Many of other distros have included Xen for quite some time.
Red Hat Enterprise Linux virtualization includes the ability to perform live migration, allowing customers to seamlessly move running applications from one server to another...
How good is the live migration support? Has anyone used it?
Is this based on Xen or something else?
Earlier this week at woek an Amazon rep present on the Amazon Web Services (AWS). I didn't expect much, but the presentation at least sounded pretty impressive. So the RH on Amazon compute servers is something I and others should check out.
Think Deeply.
My guess is that it's Xen. RHEL5 includes virtualization with Xen, so I'm pretty sure it's the same in 5.1.
Bradley Holt
What makes me happy: Kerberos 1.6 ewith LDAP Backend! Hell yeah! OpenAFS 1.4, Fuck yeah! No more maintaining two databases for Kerberos and one for everything else: Win and God.
Currently their virtualization is based on Xen, but when I recently talked with a RH employee involved in this part, they hinted to a strong possibility of switching to KVM. Basically they said these commands can change, but if you learn how to do it with these commands then you won't have to worry as much about changes in the framework. The commands he was pushing me away from were Xen specific.

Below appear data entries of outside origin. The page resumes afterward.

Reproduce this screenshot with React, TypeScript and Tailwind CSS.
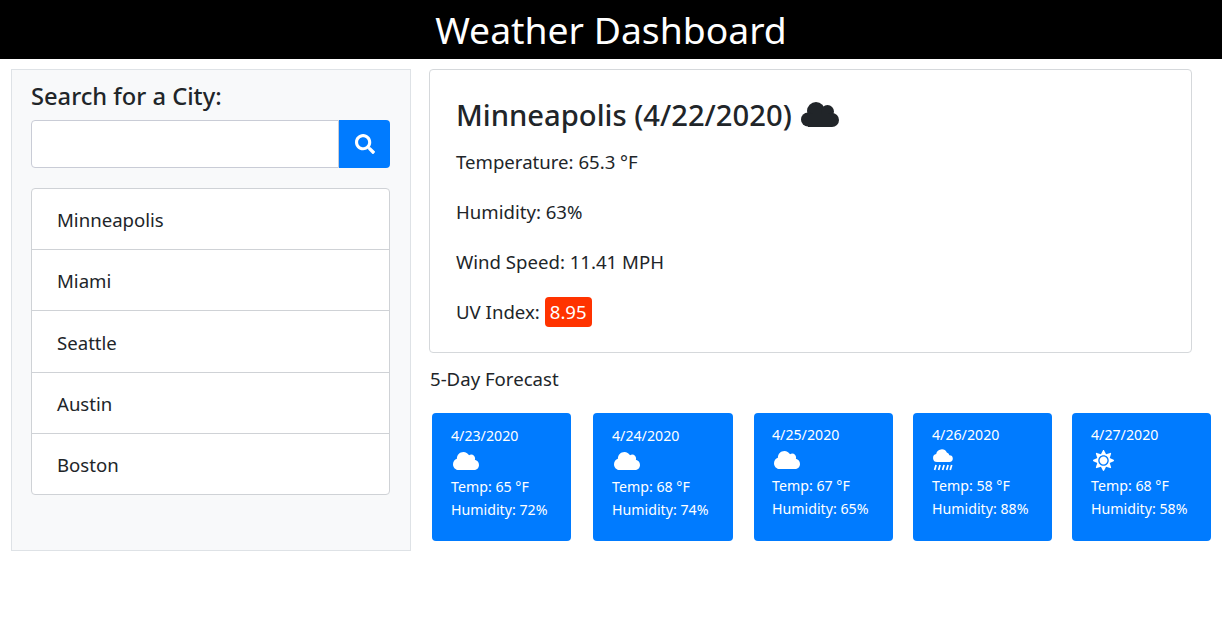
import { FaCloud, FaSearch, FaSun } from "react-icons/fa";

const cities = ["Minneapolis", "Miami", "Seattle", "Austin", "Boston"];

const forecast = [
  { date: "4/23/2020", icon: "cloud", temp: 65, humidity: 72, box: "w-[139px] pt-[11px] pl-[19px]" },
  { date: "4/24/2020", icon: "cloud", temp: 68, humidity: 74, box: "ml-[22px] w-[140px] pt-[11px] pl-[19px]" },
  { date: "4/25/2020", icon: "cloud", temp: 67, humidity: 65, box: "ml-[21px] w-[139px] pt-[10px] pl-[18px]" },
  { date: "4/26/2020", icon: "rain", temp: 58, humidity: 88, box: "ml-[20px] w-[139px] pt-[10px] pl-[19px]" },
  { date: "4/27/2020", icon: "sun", temp: 68, humidity: 58, box: "ml-[20px] w-[139px] pt-[10px] pl-[19px]" },
];

function RainIcon() {
  return (
    <svg viewBox="0 0 22 22" className="h-[22px] w-[22px]" fill="currentColor">
      <path d="M5 13a4 4 0 0 1-.8-7.9A5.6 5.6 0 0 1 14.8 3.6a3.6 3.6 0 0 1 2.6 2.6A3.4 3.4 0 0 1 17.4 13z" />
      <path
        d="M2.6 21l1.5-5M6.6 21l1.5-5M10.6 21l1.5-5M14.6 21l1.5-5M18.2 21l1.5-5"
        stroke="currentColor"
        strokeWidth="1.7"
        fill="none"
      />
    </svg>
  );
}

function CloudsIcon() {
  return (
    <svg viewBox="0 0 38 26" className="h-[26px] w-[38px]" fill="currentColor">
      <circle cx="15" cy="9" r="9" />
      <circle cx="26.5" cy="9.5" r="6.5" />
      <circle cx="7" cy="17.5" r="7" />
      <circle cx="31" cy="18" r="7" />
      <rect x="7" y="12" width="24" height="13" />
    </svg>
  );
}

function DayIcon({ icon }: { icon: string }) {
  if (icon === "rain") return <RainIcon />;
  if (icon === "sun") return <FaSun className="ml-[2px] h-[21px] w-[21px]" />;
  return <FaCloud className="ml-[2px] h-[26px] w-[26px]" />;
}

export default function App() {
  return (
    <div className="h-[627px] overflow-hidden bg-white font-['Noto_Sans',sans-serif] text-[#212529]">
      <header className="h-[59px] bg-black text-center text-[37.3px] leading-[60px] text-white">
        Weather Dashboard
      </header>

      <div className="mt-[10px] flex items-start">
        <aside className="ml-[11px] h-[482px] w-[400px] border border-[#dee2e6] bg-[#f8f9fa] pt-[9px] pr-[20px] pl-[19px]">
          <h2 className="text-[23.7px] leading-[34px] font-medium">Search for a City:</h2>
          <div className="mt-[7px] flex h-[48px]">
            <input className="min-w-0 flex-1 rounded-l border border-[#c9ccd6] bg-white" />
            <button className="flex w-[51px] items-center justify-center rounded-r bg-[#007bff] text-white">
              <FaSearch className="h-[20px] w-[20px]" />
            </button>
          </div>
          <ul className="mt-[20px] rounded border border-[#cfd2d6] bg-white">
            {cities.map((city) => (
              <li
                key={city}
                className="flex h-[61.2px] items-center border-b border-[#cfd2d6] px-[25px] pt-[2px] text-[18.6px] last:h-[60px] last:border-b-0"
              >
                {city}
              </li>
            ))}
          </ul>
        </aside>

        <main className="ml-[18px] w-[793px]">
          <section className="h-[284px] w-[763px] rounded border border-[#d5d8db] px-[26px] pt-[25px]">
            <h2 className="flex items-center gap-[9px] text-[29.2px] leading-[40px] font-medium">
              Minneapolis (4/22/2020)
              <CloudsIcon />
            </h2>
            <p className="mt-[12px] text-[18.6px] leading-[30px]">Temperature: 65.3 °F</p>
            <p className="mt-[20px] text-[18.6px] leading-[30px]">Humidity: 63%</p>
            <p className="mt-[20px] text-[18.6px] leading-[30px]">Wind Speed: 11.41 MPH</p>
            <p className="mt-[20px] flex items-center gap-[5px] text-[18.6px] leading-[30px]">
              UV Index:
              <span className="rounded bg-[#ff3300] px-[5px] text-white">8.95</span>
            </p>
          </section>

          <h3 className="mt-[12px] ml-px text-[18.6px] leading-[28px]">5-Day Forecast</h3>

          <div className="mt-[20px] ml-[3px] flex">
            {forecast.map((day) => (
              <div
                key={day.date}
                className={`h-[128px] rounded bg-[#007bff] text-[14.2px] leading-[23px] text-white ${day.box}`}
              >
                <p>{day.date}</p>
                <div className="flex h-[28px] items-center">
                  <DayIcon icon={day.icon} />
                </div>
                <p>Temp: {day.temp} °F</p>
                <p>Humidity: {day.humidity}%</p>
              </div>
            ))}
          </div>
        </main>
      </div>
    </div>
  );
}
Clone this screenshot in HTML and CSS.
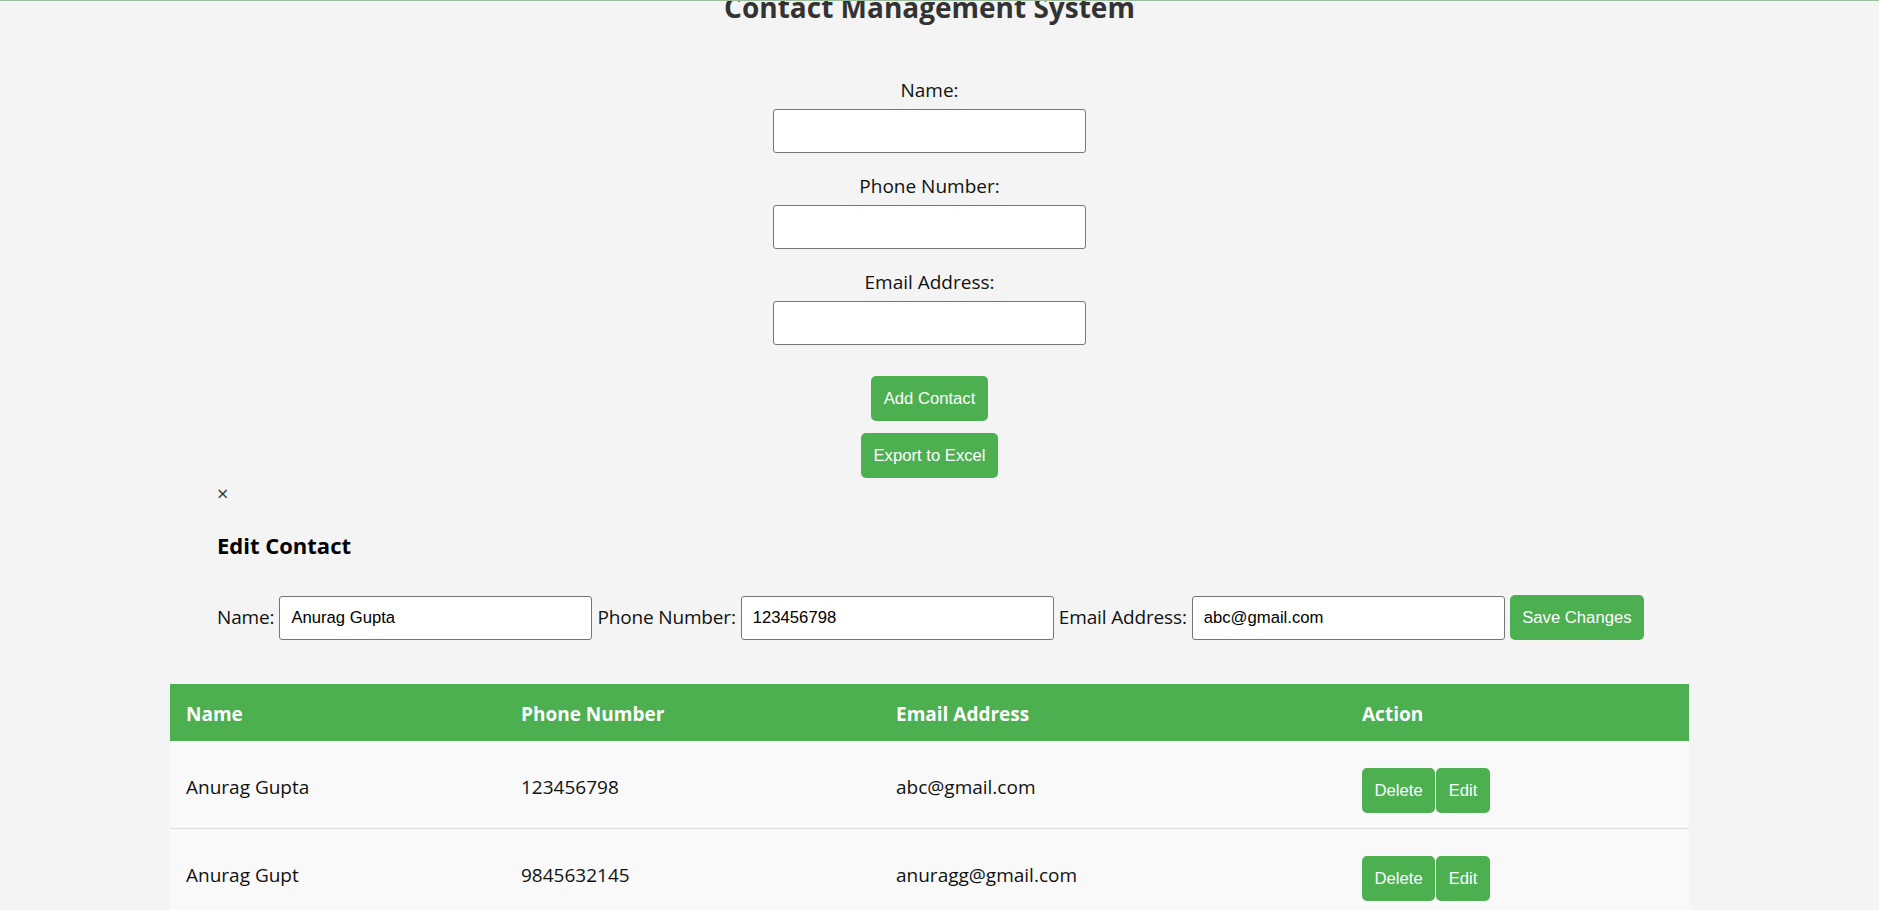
FILE: index.html
```html
<!DOCTYPE html>
<html lang="en">
<head>
<meta charset="UTF-8">
<title>Contact Management System</title>
<link rel="stylesheet" href="styles.css">
</head>
<body>
<div class="page">
  <h1 class="title">Contact Management System</h1>

  <form class="add-form">
    <div class="field">
      <label class="field-label" for="name">Name:</label>
      <input class="text-input" type="text" id="name">
    </div>
    <div class="field">
      <label class="field-label" for="phone">Phone Number:</label>
      <input class="text-input" type="text" id="phone">
    </div>
    <div class="field">
      <label class="field-label" for="email">Email Address:</label>
      <input class="text-input" type="text" id="email">
    </div>
    <div class="form-buttons">
      <button type="button" class="btn">Add Contact</button>
      <button type="button" class="btn">Export to Excel</button>
    </div>
  </form>

  <div class="modal">
    <span class="close">&times;</span>
    <h3 class="modal-title">Edit Contact</h3>
    <div class="edit-row">
      <label class="inline-label" for="edit-name">Name:</label>
      <input class="text-input" type="text" id="edit-name" value="Anurag Gupta">
      <label class="inline-label" for="edit-phone">Phone Number:</label>
      <input class="text-input" type="text" id="edit-phone" value="123456798">
      <label class="inline-label" for="edit-email">Email Address:</label>
      <input class="text-input" type="text" id="edit-email" value="abc@gmail.com">
      <button type="button" class="btn">Save Changes</button>
    </div>
  </div>

  <table class="contacts">
    <colgroup>
      <col class="col-name">
      <col class="col-phone">
      <col class="col-email">
      <col class="col-action">
    </colgroup>
    <thead>
      <tr>
        <th>Name</th>
        <th>Phone Number</th>
        <th>Email Address</th>
        <th>Action</th>
      </tr>
    </thead>
    <tbody>
      <tr>
        <td>Anurag Gupta</td>
        <td>123456798</td>
        <td>abc@gmail.com</td>
        <td class="action-cell"><div class="actions"><button type="button" class="btn">Delete</button><button type="button" class="btn">Edit</button></div></td>
      </tr>
      <tr>
        <td>Anurag Gupt</td>
        <td>9845632145</td>
        <td>anuragg@gmail.com</td>
        <td class="action-cell"><div class="actions"><button type="button" class="btn">Delete</button><button type="button" class="btn">Edit</button></div></td>
      </tr>
    </tbody>
  </table>
</div>
</body>
</html>
```
FILE: styles.css
```css
html, body {
  margin: 0;
  padding: 0;
}

body {
  background: #f4f4f4;
  font-family: "Open Sans", "Noto Sans", sans-serif;
  font-size: 19px;
  color: #111;
  border-top: 1px solid #9fbd9f;
  overflow: hidden;
  height: 909px;
}

.page {
  width: 1859px;
}

.title {
  margin: -18px 0 0;
  font-size: 28px;
  line-height: 48px;
  font-weight: 700;
  color: #333;
  text-align: center;
}

.add-form {
  display: flex;
  flex-direction: column;
  align-items: center;
  gap: 21px;
  margin-top: 47px;
}

.field {
  display: flex;
  flex-direction: column;
  align-items: center;
  gap: 6px;
}

.field-label {
  line-height: 25px;
}

.text-input {
  box-sizing: border-box;
  width: 313px;
  height: 44px;
  margin: 0;
  padding: 0 11px;
  border: 1px solid #767676;
  border-radius: 3px;
  background: #fff;
  font-family: "Liberation Sans", Arial, sans-serif;
  font-size: 16.67px;
  color: #000;
}

.form-buttons {
  display: flex;
  flex-direction: column;
  align-items: center;
  gap: 12px;
  margin-top: 10px;
}

.btn {
  margin: 0;
  padding: 12.5px;
  border: none;
  border-radius: 5px;
  background: #4caf50;
  color: #fff;
  font-family: "Liberation Sans", Arial, sans-serif;
  font-size: 16.67px;
  line-height: 20px;
  cursor: pointer;
}

.modal {
  width: 1519px;
  margin: 0 auto;
  padding-left: 47px;
  box-sizing: border-box;
}

.close {
  display: block;
  margin-top: 3px;
  line-height: 25px;
  font-size: 20px;
  color: #333;
}

.modal-title {
  margin: 24px 0 0;
  font-size: 22px;
  line-height: 30px;
  font-weight: 700;
  color: #000;
}

.edit-row {
  display: flex;
  align-items: center;
  gap: 5px;
  margin-top: 35px;
  height: 45px;
}

.inline-label {
  line-height: 25px;
  letter-spacing: -0.15px;
}

.contacts {
  width: 1519px;
  margin: 44px auto 0;
  border-collapse: collapse;
  table-layout: fixed;
}

.col-name { width: 335px; }
.col-phone { width: 375px; }
.col-email { width: 466px; }
.col-action { width: 343px; }

.contacts th {
  box-sizing: border-box;
  height: 57px;
  padding: 3px 16px 0;
  background: #4caf50;
  color: #fff;
  font-weight: 700;
  text-align: left;
  line-height: 25px;
}

.contacts td {
  padding: 18px 16px 12px;
  background: #f9f9f9;
  border-bottom: 1px solid #ddd;
  vertical-align: middle;
  line-height: 25px;
}

.contacts td.action-cell {
  padding: 15px 16px;
}

.actions {
  display: flex;
  gap: 1px;
  margin-top: 12px;
}
```
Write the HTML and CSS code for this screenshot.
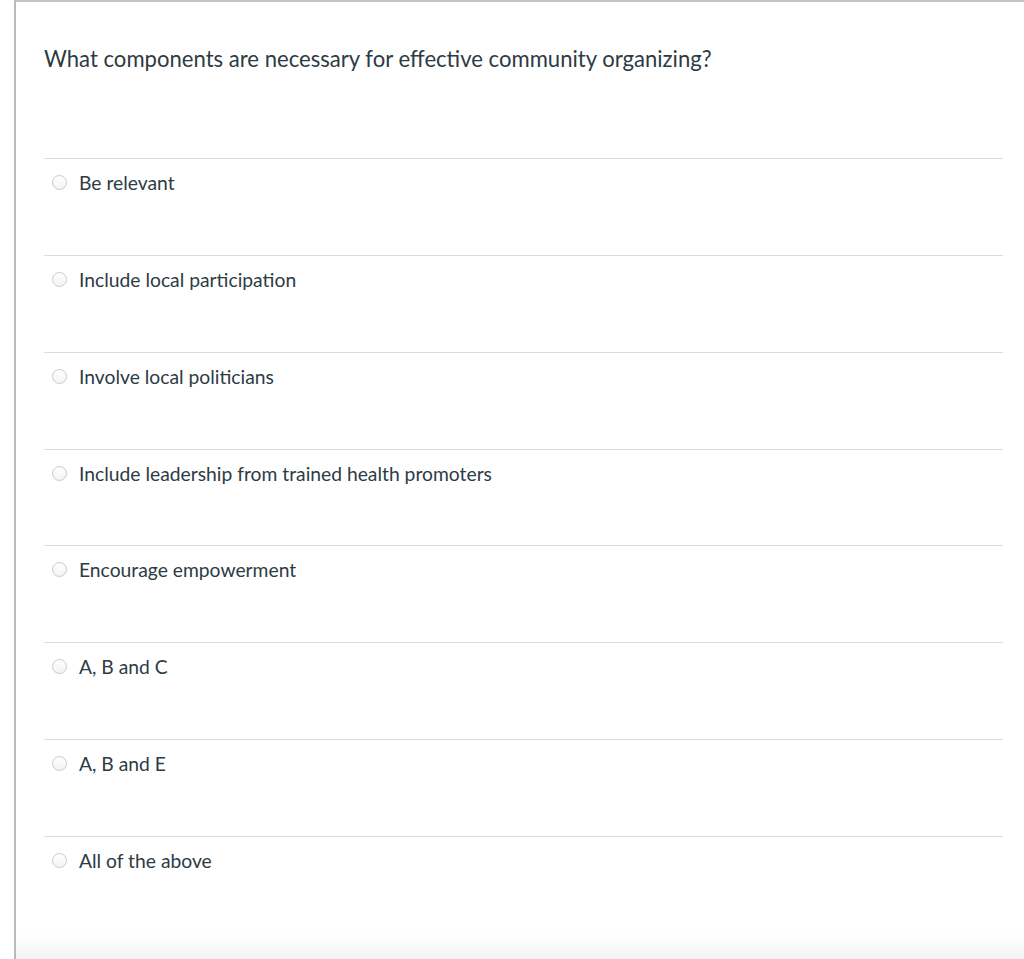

Sorry I forget the reason for why they might change, but it had to do with compatibility and ease of use.
At the time I was a little confused as to whether it was a good thing they were dynamic enough to change or a bad thing. But I think that they have worked with Xen a long time and there were be pretty good reasons to change from a customer/business point of view.
He who said 1,000,000 monkeys on 1,000,000 typewriters would eventually type the great novel, never saw an AOL chat room
When does the CentOS alternative come out? ;-)
I was going to post, and CentOS comes out in 5...4...3...2...
I thought Red Hat just wanted their VM management software to be hypervisor agnostic. If they abstract away from having anything specific to a particular one, they could better harness forks and updates as OSS is so good at.
I finally figured out why 'virtualization' bugs me so much.
Its TIMESHARING! Duh! ( Not timeslicing! )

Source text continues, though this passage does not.